--- begin Material for the task ---

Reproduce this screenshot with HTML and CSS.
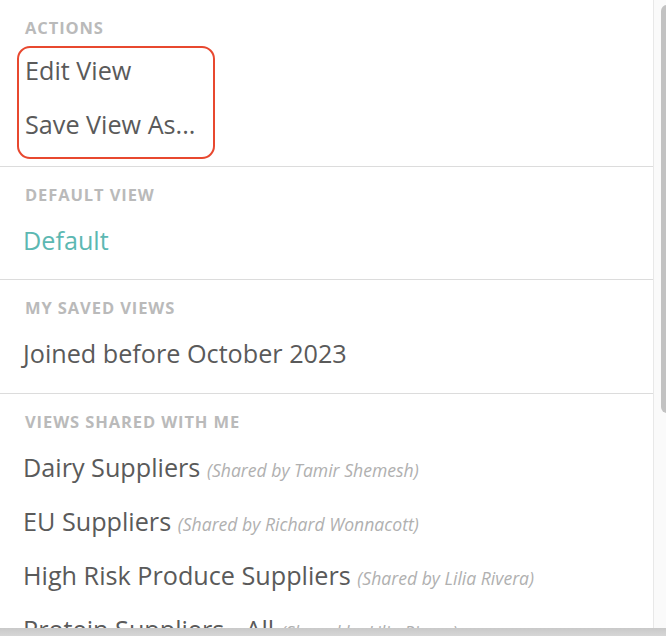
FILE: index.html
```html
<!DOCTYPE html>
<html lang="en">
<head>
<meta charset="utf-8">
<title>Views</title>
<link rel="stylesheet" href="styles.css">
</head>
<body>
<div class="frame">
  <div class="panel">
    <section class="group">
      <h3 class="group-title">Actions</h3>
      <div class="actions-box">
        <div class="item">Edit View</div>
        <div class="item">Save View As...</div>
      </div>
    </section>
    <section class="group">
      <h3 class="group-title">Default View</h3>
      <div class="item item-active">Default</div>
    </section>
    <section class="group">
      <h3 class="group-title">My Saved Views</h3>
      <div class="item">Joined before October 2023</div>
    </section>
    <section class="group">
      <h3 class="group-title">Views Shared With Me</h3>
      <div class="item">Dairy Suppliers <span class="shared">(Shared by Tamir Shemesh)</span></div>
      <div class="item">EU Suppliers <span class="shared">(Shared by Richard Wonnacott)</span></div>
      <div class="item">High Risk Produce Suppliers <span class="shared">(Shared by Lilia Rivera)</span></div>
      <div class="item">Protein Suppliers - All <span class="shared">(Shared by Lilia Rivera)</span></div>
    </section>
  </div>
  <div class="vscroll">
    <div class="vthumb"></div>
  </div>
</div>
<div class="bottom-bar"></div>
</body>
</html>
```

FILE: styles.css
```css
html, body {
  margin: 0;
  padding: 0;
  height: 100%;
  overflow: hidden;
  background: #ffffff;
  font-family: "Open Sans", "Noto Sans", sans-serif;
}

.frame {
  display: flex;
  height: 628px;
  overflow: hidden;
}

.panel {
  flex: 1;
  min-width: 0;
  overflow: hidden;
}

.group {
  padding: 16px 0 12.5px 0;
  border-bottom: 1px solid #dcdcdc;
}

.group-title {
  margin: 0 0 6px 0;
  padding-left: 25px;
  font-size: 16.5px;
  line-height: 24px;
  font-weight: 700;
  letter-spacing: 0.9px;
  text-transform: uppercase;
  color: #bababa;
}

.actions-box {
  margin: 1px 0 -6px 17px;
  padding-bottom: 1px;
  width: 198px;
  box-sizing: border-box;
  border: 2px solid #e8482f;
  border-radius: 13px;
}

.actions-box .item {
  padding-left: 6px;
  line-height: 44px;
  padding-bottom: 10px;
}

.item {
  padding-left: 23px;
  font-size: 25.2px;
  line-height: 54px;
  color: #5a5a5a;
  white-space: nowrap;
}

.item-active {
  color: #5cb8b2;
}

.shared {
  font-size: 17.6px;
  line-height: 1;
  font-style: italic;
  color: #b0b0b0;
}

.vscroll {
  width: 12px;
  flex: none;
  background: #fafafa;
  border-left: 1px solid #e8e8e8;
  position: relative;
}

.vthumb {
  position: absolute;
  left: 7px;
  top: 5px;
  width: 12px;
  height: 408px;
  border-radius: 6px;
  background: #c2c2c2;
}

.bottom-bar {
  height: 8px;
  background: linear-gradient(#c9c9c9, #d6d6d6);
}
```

--- end Material for the task ---
--- begin Material for the task ---

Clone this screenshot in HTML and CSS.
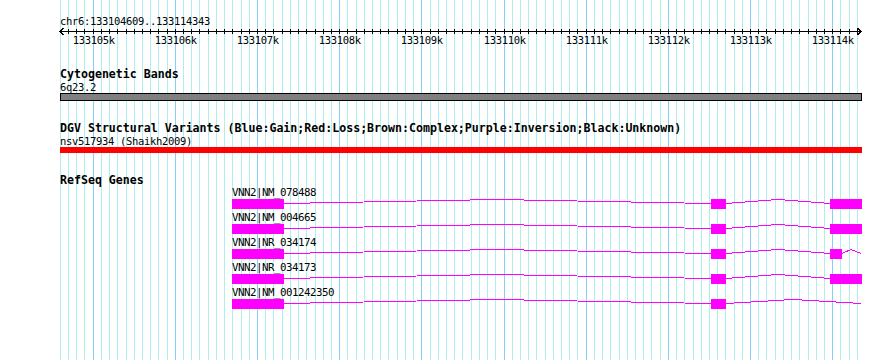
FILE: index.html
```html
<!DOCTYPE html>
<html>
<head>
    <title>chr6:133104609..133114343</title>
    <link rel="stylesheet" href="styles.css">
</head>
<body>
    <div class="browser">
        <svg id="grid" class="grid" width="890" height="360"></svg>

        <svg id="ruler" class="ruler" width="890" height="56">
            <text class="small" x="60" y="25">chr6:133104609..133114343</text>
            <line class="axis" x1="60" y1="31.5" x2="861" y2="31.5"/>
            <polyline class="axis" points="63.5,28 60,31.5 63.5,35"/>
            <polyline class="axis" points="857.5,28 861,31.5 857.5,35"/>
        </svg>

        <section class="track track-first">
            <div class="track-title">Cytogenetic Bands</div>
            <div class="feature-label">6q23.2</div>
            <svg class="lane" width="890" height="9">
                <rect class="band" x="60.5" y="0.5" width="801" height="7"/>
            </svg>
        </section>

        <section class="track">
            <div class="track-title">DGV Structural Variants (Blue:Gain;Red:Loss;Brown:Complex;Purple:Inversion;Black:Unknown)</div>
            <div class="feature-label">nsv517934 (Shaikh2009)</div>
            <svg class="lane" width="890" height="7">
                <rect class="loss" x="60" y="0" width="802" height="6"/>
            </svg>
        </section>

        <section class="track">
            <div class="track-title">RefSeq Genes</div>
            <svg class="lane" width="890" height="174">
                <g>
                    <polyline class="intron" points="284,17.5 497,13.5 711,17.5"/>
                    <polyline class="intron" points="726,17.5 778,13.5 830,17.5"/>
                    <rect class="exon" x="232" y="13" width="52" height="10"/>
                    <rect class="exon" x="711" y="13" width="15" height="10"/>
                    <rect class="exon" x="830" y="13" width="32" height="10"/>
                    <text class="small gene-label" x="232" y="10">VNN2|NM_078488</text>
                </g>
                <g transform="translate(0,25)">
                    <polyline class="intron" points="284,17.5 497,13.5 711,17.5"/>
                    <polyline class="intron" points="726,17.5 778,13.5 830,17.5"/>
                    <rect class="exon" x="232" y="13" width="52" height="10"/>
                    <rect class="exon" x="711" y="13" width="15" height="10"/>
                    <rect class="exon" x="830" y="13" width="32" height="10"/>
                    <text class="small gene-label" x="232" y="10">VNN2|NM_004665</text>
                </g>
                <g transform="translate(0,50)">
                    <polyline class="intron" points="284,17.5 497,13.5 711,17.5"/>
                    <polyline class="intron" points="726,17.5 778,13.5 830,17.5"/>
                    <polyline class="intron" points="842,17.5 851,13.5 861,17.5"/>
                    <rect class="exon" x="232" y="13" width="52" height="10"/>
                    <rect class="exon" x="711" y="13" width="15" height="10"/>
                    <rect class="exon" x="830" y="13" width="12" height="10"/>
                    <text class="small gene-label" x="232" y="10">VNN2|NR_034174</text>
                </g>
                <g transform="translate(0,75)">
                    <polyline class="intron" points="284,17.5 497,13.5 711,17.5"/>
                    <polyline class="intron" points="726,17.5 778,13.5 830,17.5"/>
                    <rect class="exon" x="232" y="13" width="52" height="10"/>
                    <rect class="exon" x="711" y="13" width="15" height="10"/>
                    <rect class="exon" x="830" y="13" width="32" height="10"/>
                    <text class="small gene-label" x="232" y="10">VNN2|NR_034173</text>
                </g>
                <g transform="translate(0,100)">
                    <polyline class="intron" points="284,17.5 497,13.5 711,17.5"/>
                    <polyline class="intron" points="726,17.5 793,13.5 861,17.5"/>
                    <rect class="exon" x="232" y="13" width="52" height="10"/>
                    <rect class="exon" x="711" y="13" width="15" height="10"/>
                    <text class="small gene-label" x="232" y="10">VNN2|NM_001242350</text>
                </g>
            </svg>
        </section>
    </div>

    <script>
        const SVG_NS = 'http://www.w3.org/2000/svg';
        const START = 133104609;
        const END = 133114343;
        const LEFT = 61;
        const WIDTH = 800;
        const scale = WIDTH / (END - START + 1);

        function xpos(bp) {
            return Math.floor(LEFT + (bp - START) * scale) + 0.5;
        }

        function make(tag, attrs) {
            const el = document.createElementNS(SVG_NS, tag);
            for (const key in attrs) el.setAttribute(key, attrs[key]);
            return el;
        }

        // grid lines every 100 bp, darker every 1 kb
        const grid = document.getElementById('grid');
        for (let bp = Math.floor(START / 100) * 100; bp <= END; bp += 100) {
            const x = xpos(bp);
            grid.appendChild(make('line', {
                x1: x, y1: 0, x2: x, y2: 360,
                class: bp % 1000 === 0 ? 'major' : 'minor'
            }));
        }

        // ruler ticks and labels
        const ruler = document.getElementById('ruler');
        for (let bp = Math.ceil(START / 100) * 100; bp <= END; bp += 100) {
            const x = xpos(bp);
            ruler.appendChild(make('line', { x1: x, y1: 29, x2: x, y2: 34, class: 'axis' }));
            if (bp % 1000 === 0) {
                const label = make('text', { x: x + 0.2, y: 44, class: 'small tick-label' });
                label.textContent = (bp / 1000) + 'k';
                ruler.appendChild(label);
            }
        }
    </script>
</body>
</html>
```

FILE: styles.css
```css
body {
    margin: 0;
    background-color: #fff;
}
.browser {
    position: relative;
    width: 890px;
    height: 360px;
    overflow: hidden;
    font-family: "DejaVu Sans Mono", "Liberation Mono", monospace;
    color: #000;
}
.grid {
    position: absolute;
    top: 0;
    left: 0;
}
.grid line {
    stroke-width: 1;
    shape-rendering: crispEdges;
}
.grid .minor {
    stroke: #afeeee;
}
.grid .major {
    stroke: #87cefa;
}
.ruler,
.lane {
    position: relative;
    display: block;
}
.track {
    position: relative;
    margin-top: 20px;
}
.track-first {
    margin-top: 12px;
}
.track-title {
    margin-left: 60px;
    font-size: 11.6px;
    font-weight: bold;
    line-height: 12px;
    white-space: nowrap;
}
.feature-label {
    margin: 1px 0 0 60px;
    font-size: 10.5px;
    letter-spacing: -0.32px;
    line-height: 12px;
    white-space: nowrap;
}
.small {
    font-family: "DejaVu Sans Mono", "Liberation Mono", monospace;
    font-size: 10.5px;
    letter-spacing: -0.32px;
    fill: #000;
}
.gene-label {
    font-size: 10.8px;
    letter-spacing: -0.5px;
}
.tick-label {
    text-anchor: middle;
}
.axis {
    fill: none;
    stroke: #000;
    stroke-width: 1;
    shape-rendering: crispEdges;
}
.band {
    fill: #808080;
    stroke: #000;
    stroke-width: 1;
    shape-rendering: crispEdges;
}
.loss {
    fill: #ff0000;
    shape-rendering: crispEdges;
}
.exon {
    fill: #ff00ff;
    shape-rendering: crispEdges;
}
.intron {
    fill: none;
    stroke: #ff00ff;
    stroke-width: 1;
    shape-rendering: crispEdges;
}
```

--- end Material for the task ---

Wherever the string "screenshot" appears in the entries above, list that line.

# [Solution]
Reproduce this screenshot with HTML and CSS.
Clone this screenshot in HTML and CSS.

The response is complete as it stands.